In DSL spectrum management, smoothing plus accelerated gradient achieves 10× faster convergence versus subgradient dual methods and eliminates stepsize tuning (Tsiaflakis et al., 2013).
For large-scale convex programs (sparse QPs, l1-loss, resource allocation), accelerated/decomposition methods solve problems with $n$ up to $10^5$ – $10^6$ and $M$ up to $10^4$ , requiring only $O(1/\epsilon)$ iterations, with low per-iteration cost and strong scalability (Dinh et al., 2012, Necoara et al., 2013).
ADMM-based and augmented Lagrangian variants (e.g., AD3) yield primal feasibility and fast consensus, outperforming subgradient dual decomposition on MAP-LP inference benchmarks (Martins et al., 2012).

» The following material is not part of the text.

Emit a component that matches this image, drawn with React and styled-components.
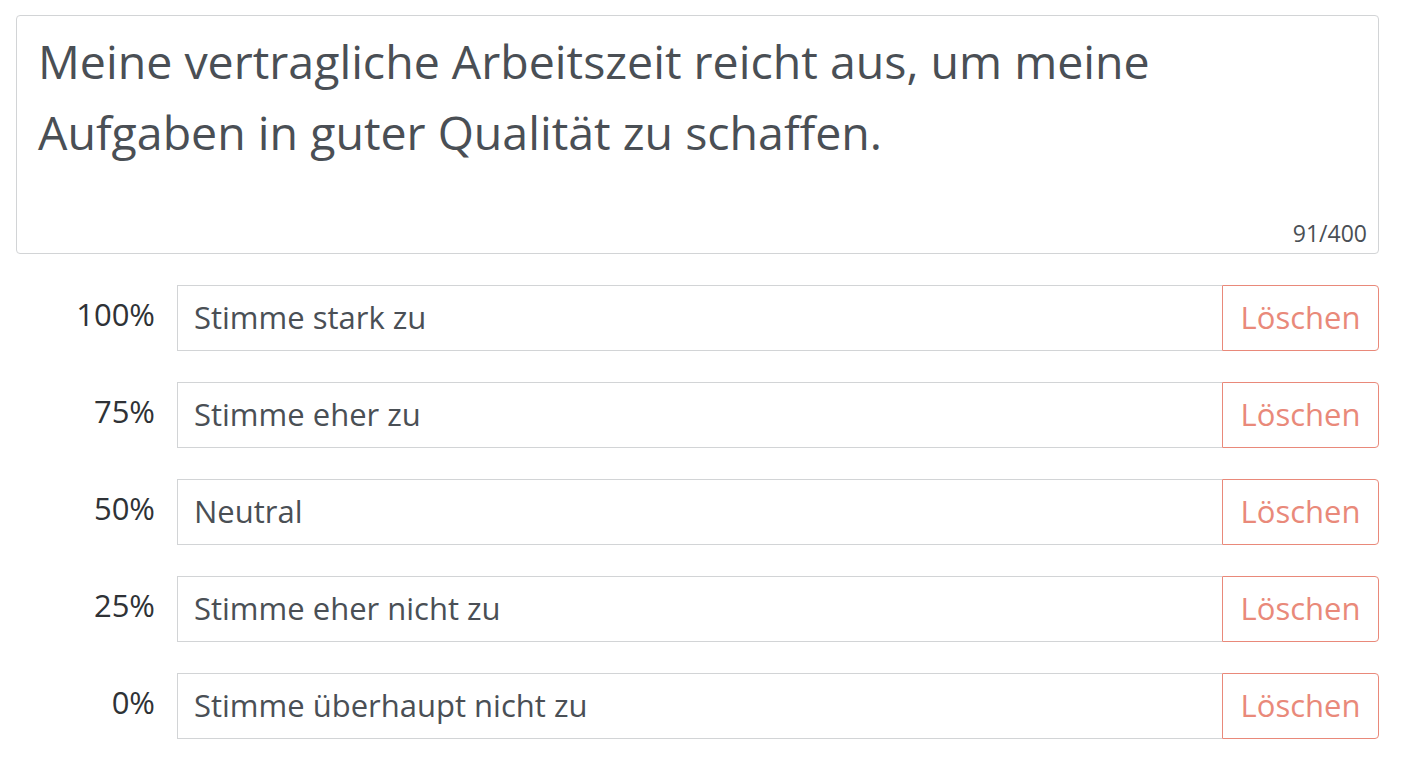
import React from 'react';
import styled, { createGlobalStyle } from 'styled-components';

const GlobalStyle = createGlobalStyle`
  body {
    margin: 0;
    background: #fff;
    font-family: "Open Sans", Lato, sans-serif;
  }
`;

const Page = styled.div`
  padding: 15px 23px 0 16px;
  display: flex;
  flex-direction: column;
`;

const QuestionBox = styled.div`
  position: relative;
  height: 239px;
  box-sizing: border-box;
  border: 1px solid #d2d4d6;
  border-radius: 4px;
  padding: 10px 21px 0 21px;
  color: #4a4f55;
  font-size: 46.5px;
  line-height: 71px;
`;

const Counter = styled.div`
  position: absolute;
  right: 11px;
  bottom: 8px;
  font-size: 23px;
  line-height: 24px;
  color: #4a4f55;
`;

const Options = styled.div`
  margin-top: 31px;
  display: flex;
  flex-direction: column;
  gap: 31px;
`;

const Row = styled.div`
  display: flex;
  align-items: center;
  height: 66px;
`;

const Percent = styled.div`
  width: 139px;
  padding-right: 22px;
  text-align: right;
  font-size: 31px;
  color: #2f3236;
  margin-bottom: 8px;
`;

const AnswerField = styled.div`
  flex: 1;
  height: 100%;
  box-sizing: border-box;
  border: 1px solid #d2d4d6;
  border-right: none;
  display: flex;
  align-items: center;
  padding: 0 0 3px 16px;
  font-size: 31px;
  color: #4a4f55;
`;

const DeleteButton = styled.button`
  width: 157px;
  height: 100%;
  box-sizing: border-box;
  border: 1.5px solid #e9897a;
  border-radius: 0 4px 4px 0;
  background: #fff;
  color: #e9897a;
  font-family: inherit;
  font-size: 31px;
  padding: 0 0 3px 0;
  cursor: pointer;
`;

const answers = [
  { pct: '100%', text: 'Stimme stark zu' },
  { pct: '75%', text: 'Stimme eher zu' },
  { pct: '50%', text: 'Neutral' },
  { pct: '25%', text: 'Stimme eher nicht zu' },
  { pct: '0%', text: 'Stimme überhaupt nicht zu' },
];

export default function App() {
  return (
    <>
      <GlobalStyle />
      <Page>
        <QuestionBox>
          Meine vertragliche Arbeitszeit reicht aus, um meine
          <br />
          Aufgaben in guter Qualität zu schaffen.
          <Counter>91/400</Counter>
        </QuestionBox>
        <Options>
          {answers.map((a) => (
            <Row key={a.pct}>
              <Percent>{a.pct}</Percent>
              <AnswerField>{a.text}</AnswerField>
              <DeleteButton>Löschen</DeleteButton>
            </Row>
          ))}
        </Options>
      </Page>
    </>
  );
}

Scheme/class	Smoothness	Per-iteration cost	Iteration complexity	Parallelism	Parameter tuning
Subgradient dual	Nonsmooth	Low	$O(1/\epsilon^2)$	Full	Manual stepsize
Smoothing + accel	Smooth	Low	$O(1/\epsilon)$	Full	Automatic
ADMM-based	Smooth	Moderate	$O(1/\epsilon)$	Full	Fixed penalty

7. Extensions and Contemporary Directions

Recent research focuses on several directions:

Handling inexactness in subproblem solutions, including error bounds that guarantee convergence under controlled inexact or stochastic subproblem solvers (Dinh et al., 2012).
Adaptive smoothing and dynamic parameter scheduling to automatically balance bias-variance and improve empirical behavior without hand-tuning (Dinh et al., 2012, Tsiaflakis et al., 2013).
Extensions to nonconvex and mixed-integer settings, using tight relaxations and BnB coordination within dual decomposition (Belyak et al., 2023).
Advances in inference include monotonic, anytime dual bounds for marginal MAP, effective heuristic constraint recovery for tightening relaxation gaps, and robust parallelization schemes (Ping et al., 2015, Choi et al., 2015).

The dual decomposition paradigm continues to be refined and is intimately connected to cutting-edge developments in parallel optimization, distributed control, and large-scale statistical modeling. In many domains, the combination of smoothing, acceleration, and distributed implementation yields algorithms that are both theoretically sound and practically efficient, with robust convergence guarantees and empirical scalability.